- Your goal
Note how many lines hold "page" and report that number by itself.

- Supplied records
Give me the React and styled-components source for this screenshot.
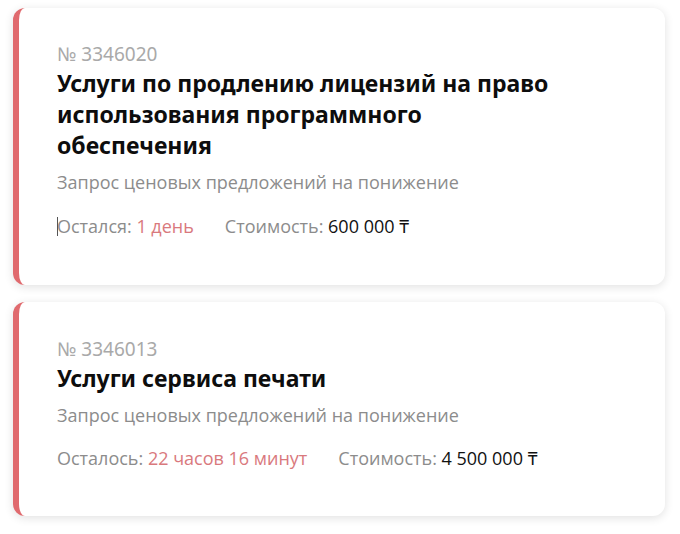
--
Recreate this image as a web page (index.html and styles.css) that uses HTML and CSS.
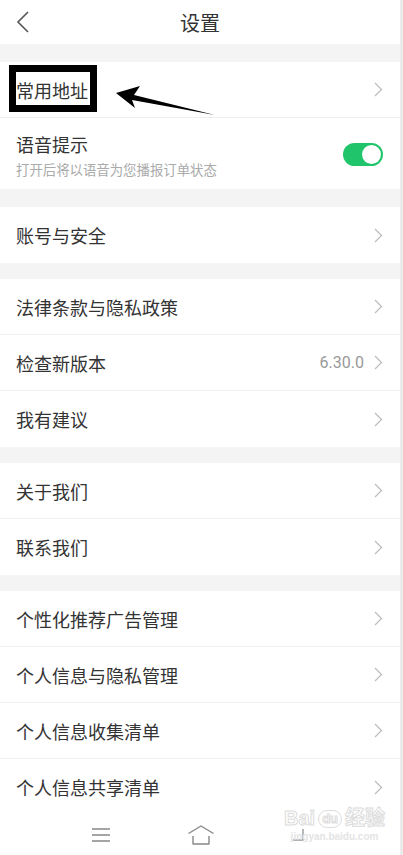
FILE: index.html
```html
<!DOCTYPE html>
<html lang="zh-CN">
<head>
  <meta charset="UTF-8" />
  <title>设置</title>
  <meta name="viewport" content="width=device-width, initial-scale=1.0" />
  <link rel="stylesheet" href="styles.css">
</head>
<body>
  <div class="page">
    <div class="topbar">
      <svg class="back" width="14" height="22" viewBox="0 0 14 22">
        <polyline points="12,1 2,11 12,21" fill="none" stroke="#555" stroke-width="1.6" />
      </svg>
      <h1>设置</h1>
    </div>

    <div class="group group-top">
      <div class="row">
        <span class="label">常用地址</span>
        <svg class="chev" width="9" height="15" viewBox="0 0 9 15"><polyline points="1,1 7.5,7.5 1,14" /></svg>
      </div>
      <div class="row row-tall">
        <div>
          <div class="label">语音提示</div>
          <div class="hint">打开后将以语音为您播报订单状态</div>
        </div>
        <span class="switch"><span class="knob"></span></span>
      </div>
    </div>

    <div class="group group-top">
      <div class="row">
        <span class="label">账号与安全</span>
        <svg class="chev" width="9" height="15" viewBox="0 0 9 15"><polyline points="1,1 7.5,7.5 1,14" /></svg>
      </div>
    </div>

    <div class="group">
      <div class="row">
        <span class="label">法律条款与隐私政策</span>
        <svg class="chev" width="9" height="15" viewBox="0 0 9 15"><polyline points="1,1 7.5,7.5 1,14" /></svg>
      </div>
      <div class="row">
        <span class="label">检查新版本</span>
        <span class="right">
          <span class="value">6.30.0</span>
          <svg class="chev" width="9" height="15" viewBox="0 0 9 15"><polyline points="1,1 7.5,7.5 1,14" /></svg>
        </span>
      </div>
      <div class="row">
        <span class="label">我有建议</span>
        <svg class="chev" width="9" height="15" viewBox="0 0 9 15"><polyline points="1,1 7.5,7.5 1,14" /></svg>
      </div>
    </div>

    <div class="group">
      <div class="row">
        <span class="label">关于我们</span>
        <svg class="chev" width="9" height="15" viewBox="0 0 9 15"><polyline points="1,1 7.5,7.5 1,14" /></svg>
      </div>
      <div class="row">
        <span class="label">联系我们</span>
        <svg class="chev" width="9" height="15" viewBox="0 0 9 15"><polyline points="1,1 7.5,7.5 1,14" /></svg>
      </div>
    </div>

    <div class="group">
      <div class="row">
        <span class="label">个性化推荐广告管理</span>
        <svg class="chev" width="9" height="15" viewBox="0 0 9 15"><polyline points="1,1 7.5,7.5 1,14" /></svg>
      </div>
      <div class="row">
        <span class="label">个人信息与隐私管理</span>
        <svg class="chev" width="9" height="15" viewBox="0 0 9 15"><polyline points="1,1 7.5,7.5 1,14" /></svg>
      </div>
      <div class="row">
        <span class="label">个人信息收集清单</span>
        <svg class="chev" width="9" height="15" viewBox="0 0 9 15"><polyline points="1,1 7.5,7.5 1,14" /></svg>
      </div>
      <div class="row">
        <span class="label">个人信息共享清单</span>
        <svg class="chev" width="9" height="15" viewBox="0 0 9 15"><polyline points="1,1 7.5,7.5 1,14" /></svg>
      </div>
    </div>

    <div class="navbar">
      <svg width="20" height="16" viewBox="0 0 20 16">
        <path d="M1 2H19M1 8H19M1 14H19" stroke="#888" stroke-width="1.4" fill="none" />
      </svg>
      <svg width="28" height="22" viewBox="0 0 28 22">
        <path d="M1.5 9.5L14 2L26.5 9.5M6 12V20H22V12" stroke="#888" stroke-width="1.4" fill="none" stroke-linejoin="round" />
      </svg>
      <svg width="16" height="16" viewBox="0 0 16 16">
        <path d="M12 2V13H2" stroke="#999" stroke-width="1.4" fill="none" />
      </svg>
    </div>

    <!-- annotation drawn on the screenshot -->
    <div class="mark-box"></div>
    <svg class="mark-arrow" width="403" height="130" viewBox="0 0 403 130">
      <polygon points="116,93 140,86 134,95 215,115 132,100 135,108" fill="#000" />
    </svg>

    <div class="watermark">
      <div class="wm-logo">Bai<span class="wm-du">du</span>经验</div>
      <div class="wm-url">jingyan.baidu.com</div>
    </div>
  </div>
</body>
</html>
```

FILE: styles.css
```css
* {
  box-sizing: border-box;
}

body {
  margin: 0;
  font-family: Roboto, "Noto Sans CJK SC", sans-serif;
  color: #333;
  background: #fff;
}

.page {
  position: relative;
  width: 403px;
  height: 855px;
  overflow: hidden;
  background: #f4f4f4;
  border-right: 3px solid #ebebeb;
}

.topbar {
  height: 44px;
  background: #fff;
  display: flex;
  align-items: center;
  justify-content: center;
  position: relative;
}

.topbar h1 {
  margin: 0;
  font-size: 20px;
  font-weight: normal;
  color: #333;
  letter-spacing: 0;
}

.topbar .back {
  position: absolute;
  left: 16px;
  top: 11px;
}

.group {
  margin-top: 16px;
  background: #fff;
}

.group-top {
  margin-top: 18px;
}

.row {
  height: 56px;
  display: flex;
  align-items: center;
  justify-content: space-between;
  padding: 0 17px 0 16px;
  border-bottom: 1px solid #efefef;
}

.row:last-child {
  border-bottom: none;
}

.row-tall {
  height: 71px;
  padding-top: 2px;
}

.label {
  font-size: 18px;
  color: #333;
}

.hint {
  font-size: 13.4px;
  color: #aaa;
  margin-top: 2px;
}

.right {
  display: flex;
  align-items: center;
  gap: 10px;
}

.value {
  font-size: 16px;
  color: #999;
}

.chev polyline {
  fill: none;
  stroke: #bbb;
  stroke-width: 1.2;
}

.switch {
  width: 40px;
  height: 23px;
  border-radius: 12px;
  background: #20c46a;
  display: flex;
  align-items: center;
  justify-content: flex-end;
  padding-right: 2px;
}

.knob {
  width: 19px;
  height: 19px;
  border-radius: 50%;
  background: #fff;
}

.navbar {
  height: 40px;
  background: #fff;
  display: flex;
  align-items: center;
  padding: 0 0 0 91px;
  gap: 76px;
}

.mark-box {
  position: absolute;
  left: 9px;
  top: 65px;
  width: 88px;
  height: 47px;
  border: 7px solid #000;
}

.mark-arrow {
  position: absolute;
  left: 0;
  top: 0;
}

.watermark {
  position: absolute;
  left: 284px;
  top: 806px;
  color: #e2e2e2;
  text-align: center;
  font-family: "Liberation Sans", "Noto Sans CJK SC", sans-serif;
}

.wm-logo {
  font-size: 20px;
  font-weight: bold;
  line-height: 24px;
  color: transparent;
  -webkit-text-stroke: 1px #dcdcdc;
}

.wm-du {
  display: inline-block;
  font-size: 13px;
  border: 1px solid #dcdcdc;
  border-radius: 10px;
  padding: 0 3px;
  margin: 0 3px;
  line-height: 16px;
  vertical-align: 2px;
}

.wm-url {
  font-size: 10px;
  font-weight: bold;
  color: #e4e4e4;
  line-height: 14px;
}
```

- Result of the task
3